Hydrogen Embrittlement and its Prevention in 7XXX Aluminum Alloys with High Zn Concentrations

7xxx aluminum alloys are representative high-strength aluminum alloys; however, mechanical property degradation due to hydrogen hinders further strengthening. We have previously reported that hydrogen embrittlement in 7xxx alloys originates from trapped hydrogen at the MgZn2 precipitate interface, providing high hydrogen trapping energy. We propose the dispersion of Mn-based second-phase particles as a novel technique for preventing 7xxx aluminum alloy hydrogen embrittlement. In this study, the deformation and fracture behaviors of high hydrogen 7xxx alloys containing 0.0% Mn and 0.6% Mn are observed in situ using synchrotron radiation x-ray tomography.

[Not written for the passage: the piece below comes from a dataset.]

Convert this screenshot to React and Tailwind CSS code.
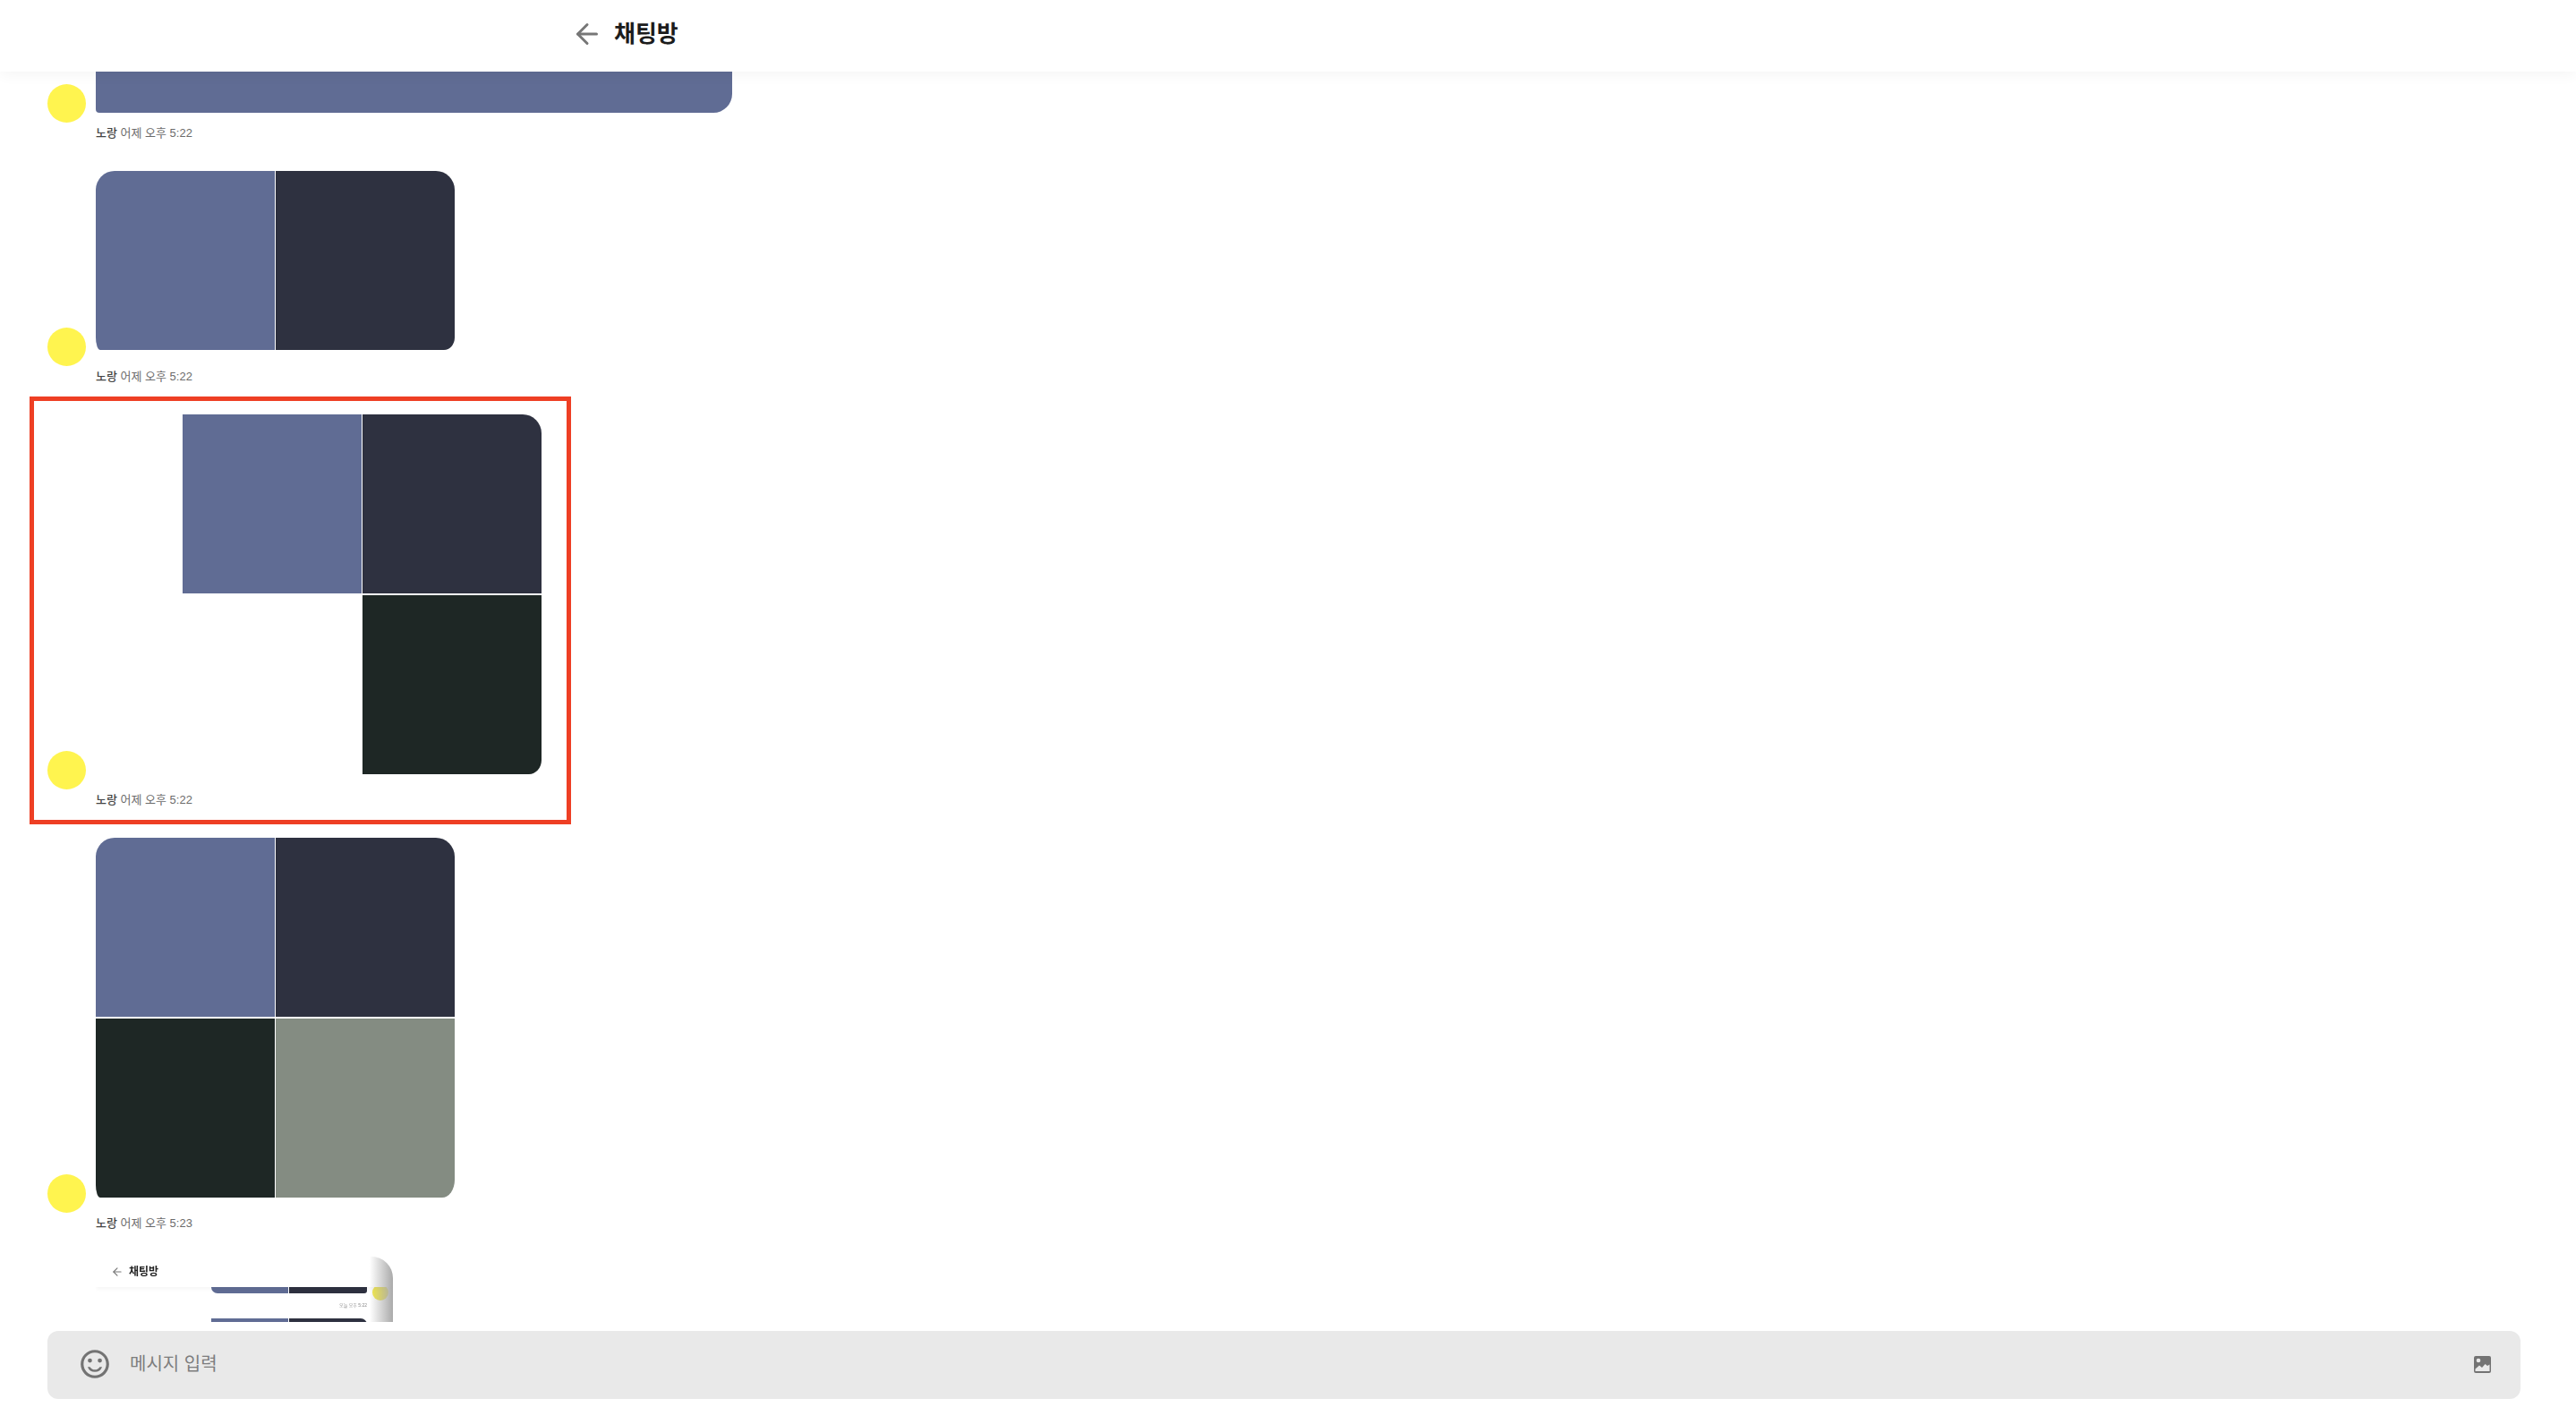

Although no significant differences appear between the two alloys regarding the initiation of quasicleavage cracks, the area fractions of final quasicleavage fractures are 16.5% and 1.0% for 0.0% Mn and 0.6% Mn alloys, respectively; this finding indicates that Mn addition reduces hydrogen-induced fractures. The obtained macroscopic hydrogen embrittlement is quantitatively analyzed based on hydrogen partitioning in alloys. Adding 0.6% Mn, generating second-phase particles with high hydrogen trapping abilities, significantly suppresses hydrogen-induced quasicleavage fracture. The results of an original hydrogen partitioning analysis show that the dispersion of Mn-based particles (Al12Mn3Si) with high hydrogen trapping abilities reduces the hydrogen concentration at the semicoherent MgZn2 interface and suppresses hydrogen embrittlement.

Automated summary

This study proposes a novel technique of using Mn-based second-phase particle dispersion to prevent hydrogen embrittlement in 7xxx aluminum alloys. By comparing the deformation and fracture behaviors of 0.0% Mn and 0.6% Mn alloys, it is found that the addition of Mn significantly reduces hydrogen-induced fractures, as quantitatively analyzed based on hydrogen partitioning.